— YOUR OBJECTIVE —
Give every line back verbatim, dropping all images.

.....

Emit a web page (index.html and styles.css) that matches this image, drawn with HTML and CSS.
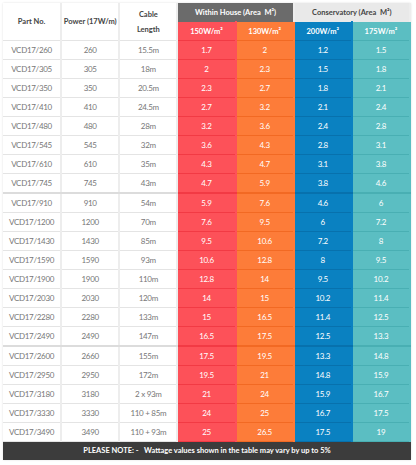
FILE: index.html
```html
<!DOCTYPE html>
<html lang="en">
<head>
    <meta charset="UTF-8">
    <meta name="viewport" content="width=device-width, initial-scale=1.0">
    <title>Heating Cable Sizes</title>
    <link rel="stylesheet" href="styles.css">
</head>
<body>
    <div class="sizes">
        <table class="size-table">
            <thead>
                <tr>
                    <th class="plain" rowspan="2">Part No.</th>
                    <th class="plain" rowspan="2">Power (17W/m)</th>
                    <th class="plain" rowspan="2">Cable<br>Length</th>
                    <th class="house" colspan="2">Within House (Area&nbsp; M²)</th>
                    <th class="conserv" colspan="2">Conservatory (Area&nbsp; M²)</th>
                </tr>
                <tr>
                    <th class="red">150W/m²</th>
                    <th class="orange">130W/m²</th>
                    <th class="blue">200W/m²</th>
                    <th class="teal">175W/m²</th>
                </tr>
            </thead>
            <tbody>
                <tr><td>VCD17/260</td><td>260</td><td>15.5m</td><td class="red">1.7</td><td class="orange">2</td><td class="blue">1.2</td><td class="teal">1.5</td></tr>
                <tr><td>VCD17/305</td><td>305</td><td>18m</td><td class="red">2</td><td class="orange">2.3</td><td class="blue">1.5</td><td class="teal">1.8</td></tr>
                <tr><td>VCD17/350</td><td>350</td><td>20.5m</td><td class="red">2.3</td><td class="orange">2.7</td><td class="blue">1.8</td><td class="teal">2.1</td></tr>
                <tr><td>VCD17/410</td><td>410</td><td>24.5m</td><td class="red">2.7</td><td class="orange">3.2</td><td class="blue">2.1</td><td class="teal">2.4</td></tr>
                <tr><td>VCD17/480</td><td>480</td><td>28m</td><td class="red">3.2</td><td class="orange">3.6</td><td class="blue">2.4</td><td class="teal">2.8</td></tr>
                <tr><td>VCD17/545</td><td>545</td><td>32m</td><td class="red">3.6</td><td class="orange">4.3</td><td class="blue">2.8</td><td class="teal">3.1</td></tr>
                <tr><td>VCD17/610</td><td>610</td><td>35m</td><td class="red">4.3</td><td class="orange">4.7</td><td class="blue">3.1</td><td class="teal">3.8</td></tr>
                <tr class="group-end"><td>VCD17/745</td><td>745</td><td>43m</td><td class="red">4.7</td><td class="orange">5.9</td><td class="blue">3.8</td><td class="teal">4.6</td></tr>
                <tr><td>VCD17/910</td><td>910</td><td>54m</td><td class="red">5.9</td><td class="orange">7.6</td><td class="blue">4.6</td><td class="teal">6</td></tr>
                <tr><td>VCD17/1200</td><td>1200</td><td>70m</td><td class="red">7.6</td><td class="orange">9.5</td><td class="blue">6</td><td class="teal">7.2</td></tr>
                <tr><td>VCD17/1430</td><td>1430</td><td>85m</td><td class="red">9.5</td><td class="orange">10.6</td><td class="blue">7.2</td><td class="teal">8</td></tr>
                <tr><td>VCD17/1590</td><td>1590</td><td>93m</td><td class="red">10.6</td><td class="orange">12.8</td><td class="blue">8</td><td class="teal">9.5</td></tr>
                <tr><td>VCD17/1900</td><td>1900</td><td>110m</td><td class="red">12.8</td><td class="orange">14</td><td class="blue">9.5</td><td class="teal">10.2</td></tr>
                <tr><td>VCD17/2030</td><td>2030</td><td>120m</td><td class="red">14</td><td class="orange">15</td><td class="blue">10.2</td><td class="teal">11.4</td></tr>
                <tr><td>VCD17/2280</td><td>2280</td><td>133m</td><td class="red">15</td><td class="orange">16.5</td><td class="blue">11.4</td><td class="teal">12.5</td></tr>
                <tr class="group-end"><td>VCD17/2490</td><td>2490</td><td>147m</td><td class="red">16.5</td><td class="orange">17.5</td><td class="blue">12.5</td><td class="teal">13.3</td></tr>
                <tr><td>VCD17/2600</td><td>2660</td><td>155m</td><td class="red">17.5</td><td class="orange">19.5</td><td class="blue">13.3</td><td class="teal">14.8</td></tr>
                <tr><td>VCD17/2950</td><td>2950</td><td>172m</td><td class="red">19.5</td><td class="orange">21</td><td class="blue">14.8</td><td class="teal">15.9</td></tr>
                <tr><td>VCD17/3180</td><td>3180</td><td>2 x 93m</td><td class="red">21</td><td class="orange">24</td><td class="blue">15.9</td><td class="teal">16.7</td></tr>
                <tr><td>VCD17/3330</td><td>3330</td><td>110 + 85m</td><td class="red">24</td><td class="orange">25</td><td class="blue">16.7</td><td class="teal">17.5</td></tr>
                <tr><td>VCD17/3490</td><td>3490</td><td>110 + 93m</td><td class="red">25</td><td class="orange">26.5</td><td class="blue">17.5</td><td class="teal">19</td></tr>
            </tbody>
        </table>
        <div class="note">PLEASE NOTE: -&nbsp;&nbsp; Wattage values shown in the table may vary by up to 5%</div>
    </div>
</body>
</html>
```

FILE: styles.css
```css
body {
    margin: 0;
    padding: 3px;
    background-color: #fff;
    font-family: Lato, "Noto Sans", sans-serif;
}
.sizes {
    width: 408px;
    box-shadow: 0 0 2px rgba(0, 0, 0, 0.12);
}
.size-table {
    width: 408px;
    border-collapse: collapse;
    table-layout: fixed;
    font-size: 8px;
    text-align: center;
}
.size-table th,
.size-table td {
    height: 18px;
    padding: 0;
    border-bottom: 1px solid #e4e4e4;
    border-right: 2px solid #ededed;
    color: #777;
    font-weight: normal;
    white-space: nowrap;
}
.size-table td {
    letter-spacing: -0.3px;
}
.size-table th {
    font-size: 7.5px;
    font-weight: bold;
    color: #444;
    line-height: 15px;
}
.size-table th.house {
    background-color: #6b6b6b;
    color: #fff;
    border-bottom-color: #6b6b6b;
}
.size-table th.conserv {
    background-color: #e9e9e9;
    color: #444;
    border-bottom-color: #e9e9e9;
}
.size-table .red {
    background-color: #fd5159;
    color: #fff;
    border-right-color: #fd5159;
    border-bottom-color: #f23a44;
}
.size-table .orange {
    background-color: #fd7c39;
    color: #fff;
    border-right-color: #fd7c39;
    border-bottom-color: #f26923;
}
.size-table .blue {
    background-color: #0a81c1;
    color: #fff;
    border-right-color: #0a81c1;
    border-bottom-color: #0771ad;
}
.size-table .teal {
    background-color: #5bbec2;
    color: #fff;
    border-right-color: #5bbec2;
    border-bottom-color: #49afb3;
}
.size-table tr.group-end td {
    border-bottom-width: 2px;
    border-bottom-color: #dcdcdc;
}
.size-table tr.group-end td.red { border-bottom-color: #f23a44; }
.size-table tr.group-end td.orange { border-bottom-color: #f26923; }
.size-table tr.group-end td.blue { border-bottom-color: #0771ad; }
.size-table tr.group-end td.teal { border-bottom-color: #49afb3; }
.note {
    height: 18px;
    line-height: 18px;
    background-color: #3c3c3c;
    color: #fff;
    font-size: 7.5px;
    font-weight: bold;
    text-align: center;
}
```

.....

— OUTPUT BELOW —
Emit a web page (index.html and styles.css) that matches this image, drawn with HTML and CSS.
FILE: index.html
```html
<!DOCTYPE html>
<html lang="en">
<head>
    <meta charset="UTF-8">
    <meta name="viewport" content="width=device-width, initial-scale=1.0">
    <title>Heating Cable Sizes</title>
    <link rel="stylesheet" href="styles.css">
</head>
<body>
    <div class="sizes">
        <table class="size-table">
            <thead>
                <tr>
                    <th class="plain" rowspan="2">Part No.</th>
                    <th class="plain" rowspan="2">Power (17W/m)</th>
                    <th class="plain" rowspan="2">Cable<br>Length</th>
                    <th class="house" colspan="2">Within House (Area&nbsp; M²)</th>
                    <th class="conserv" colspan="2">Conservatory (Area&nbsp; M²)</th>
                </tr>
                <tr>
                    <th class="red">150W/m²</th>
                    <th class="orange">130W/m²</th>
                    <th class="blue">200W/m²</th>
                    <th class="teal">175W/m²</th>
                </tr>
            </thead>
            <tbody>
                <tr><td>VCD17/260</td><td>260</td><td>15.5m</td><td class="red">1.7</td><td class="orange">2</td><td class="blue">1.2</td><td class="teal">1.5</td></tr>
                <tr><td>VCD17/305</td><td>305</td><td>18m</td><td class="red">2</td><td class="orange">2.3</td><td class="blue">1.5</td><td class="teal">1.8</td></tr>
                <tr><td>VCD17/350</td><td>350</td><td>20.5m</td><td class="red">2.3</td><td class="orange">2.7</td><td class="blue">1.8</td><td class="teal">2.1</td></tr>
                <tr><td>VCD17/410</td><td>410</td><td>24.5m</td><td class="red">2.7</td><td class="orange">3.2</td><td class="blue">2.1</td><td class="teal">2.4</td></tr>
                <tr><td>VCD17/480</td><td>480</td><td>28m</td><td class="red">3.2</td><td class="orange">3.6</td><td class="blue">2.4</td><td class="teal">2.8</td></tr>
                <tr><td>VCD17/545</td><td>545</td><td>32m</td><td class="red">3.6</td><td class="orange">4.3</td><td class="blue">2.8</td><td class="teal">3.1</td></tr>
                <tr><td>VCD17/610</td><td>610</td><td>35m</td><td class="red">4.3</td><td class="orange">4.7</td><td class="blue">3.1</td><td class="teal">3.8</td></tr>
                <tr class="group-end"><td>VCD17/745</td><td>745</td><td>43m</td><td class="red">4.7</td><td class="orange">5.9</td><td class="blue">3.8</td><td class="teal">4.6</td></tr>
                <tr><td>VCD17/910</td><td>910</td><td>54m</td><td class="red">5.9</td><td class="orange">7.6</td><td class="blue">4.6</td><td class="teal">6</td></tr>
                <tr><td>VCD17/1200</td><td>1200</td><td>70m</td><td class="red">7.6</td><td class="orange">9.5</td><td class="blue">6</td><td class="teal">7.2</td></tr>
                <tr><td>VCD17/1430</td><td>1430</td><td>85m</td><td class="red">9.5</td><td class="orange">10.6</td><td class="blue">7.2</td><td class="teal">8</td></tr>
                <tr><td>VCD17/1590</td><td>1590</td><td>93m</td><td class="red">10.6</td><td class="orange">12.8</td><td class="blue">8</td><td class="teal">9.5</td></tr>
                <tr><td>VCD17/1900</td><td>1900</td><td>110m</td><td class="red">12.8</td><td class="orange">14</td><td class="blue">9.5</td><td class="teal">10.2</td></tr>
                <tr><td>VCD17/2030</td><td>2030</td><td>120m</td><td class="red">14</td><td class="orange">15</td><td class="blue">10.2</td><td class="teal">11.4</td></tr>
                <tr><td>VCD17/2280</td><td>2280</td><td>133m</td><td class="red">15</td><td class="orange">16.5</td><td class="blue">11.4</td><td class="teal">12.5</td></tr>
                <tr class="group-end"><td>VCD17/2490</td><td>2490</td><td>147m</td><td class="red">16.5</td><td class="orange">17.5</td><td class="blue">12.5</td><td class="teal">13.3</td></tr>
                <tr><td>VCD17/2600</td><td>2660</td><td>155m</td><td class="red">17.5</td><td class="orange">19.5</td><td class="blue">13.3</td><td class="teal">14.8</td></tr>
                <tr><td>VCD17/2950</td><td>2950</td><td>172m</td><td class="red">19.5</td><td class="orange">21</td><td class="blue">14.8</td><td class="teal">15.9</td></tr>
                <tr><td>VCD17/3180</td><td>3180</td><td>2 x 93m</td><td class="red">21</td><td class="orange">24</td><td class="blue">15.9</td><td class="teal">16.7</td></tr>
                <tr><td>VCD17/3330</td><td>3330</td><td>110 + 85m</td><td class="red">24</td><td class="orange">25</td><td class="blue">16.7</td><td class="teal">17.5</td></tr>
                <tr><td>VCD17/3490</td><td>3490</td><td>110 + 93m</td><td class="red">25</td><td class="orange">26.5</td><td class="blue">17.5</td><td class="teal">19</td></tr>
            </tbody>
        </table>
        <div class="note">PLEASE NOTE: -&nbsp;&nbsp; Wattage values shown in the table may vary by up to 5%</div>
    </div>
</body>
</html>
```

FILE: styles.css
```css
body {
    margin: 0;
    padding: 3px;
    background-color: #fff;
    font-family: Lato, "Noto Sans", sans-serif;
}
.sizes {
    width: 408px;
    box-shadow: 0 0 2px rgba(0, 0, 0, 0.12);
}
.size-table {
    width: 408px;
    border-collapse: collapse;
    table-layout: fixed;
    font-size: 8px;
    text-align: center;
}
.size-table th,
.size-table td {
    height: 18px;
    padding: 0;
    border-bottom: 1px solid #e4e4e4;
    border-right: 2px solid #ededed;
    color: #777;
    font-weight: normal;
    white-space: nowrap;
}
.size-table td {
    letter-spacing: -0.3px;
}
.size-table th {
    font-size: 7.5px;
    font-weight: bold;
    color: #444;
    line-height: 15px;
}
.size-table th.house {
    background-color: #6b6b6b;
    color: #fff;
    border-bottom-color: #6b6b6b;
}
.size-table th.conserv {
    background-color: #e9e9e9;
    color: #444;
    border-bottom-color: #e9e9e9;
}
.size-table .red {
    background-color: #fd5159;
    color: #fff;
    border-right-color: #fd5159;
    border-bottom-color: #f23a44;
}
.size-table .orange {
    background-color: #fd7c39;
    color: #fff;
    border-right-color: #fd7c39;
    border-bottom-color: #f26923;
}
.size-table .blue {
    background-color: #0a81c1;
    color: #fff;
    border-right-color: #0a81c1;
    border-bottom-color: #0771ad;
}
.size-table .teal {
    background-color: #5bbec2;
    color: #fff;
    border-right-color: #5bbec2;
    border-bottom-color: #49afb3;
}
.size-table tr.group-end td {
    border-bottom-width: 2px;
    border-bottom-color: #dcdcdc;
}
.size-table tr.group-end td.red { border-bottom-color: #f23a44; }
.size-table tr.group-end td.orange { border-bottom-color: #f26923; }
.size-table tr.group-end td.blue { border-bottom-color: #0771ad; }
.size-table tr.group-end td.teal { border-bottom-color: #49afb3; }
.note {
    height: 18px;
    line-height: 18px;
    background-color: #3c3c3c;
    color: #fff;
    font-size: 7.5px;
    font-weight: bold;
    text-align: center;
}
```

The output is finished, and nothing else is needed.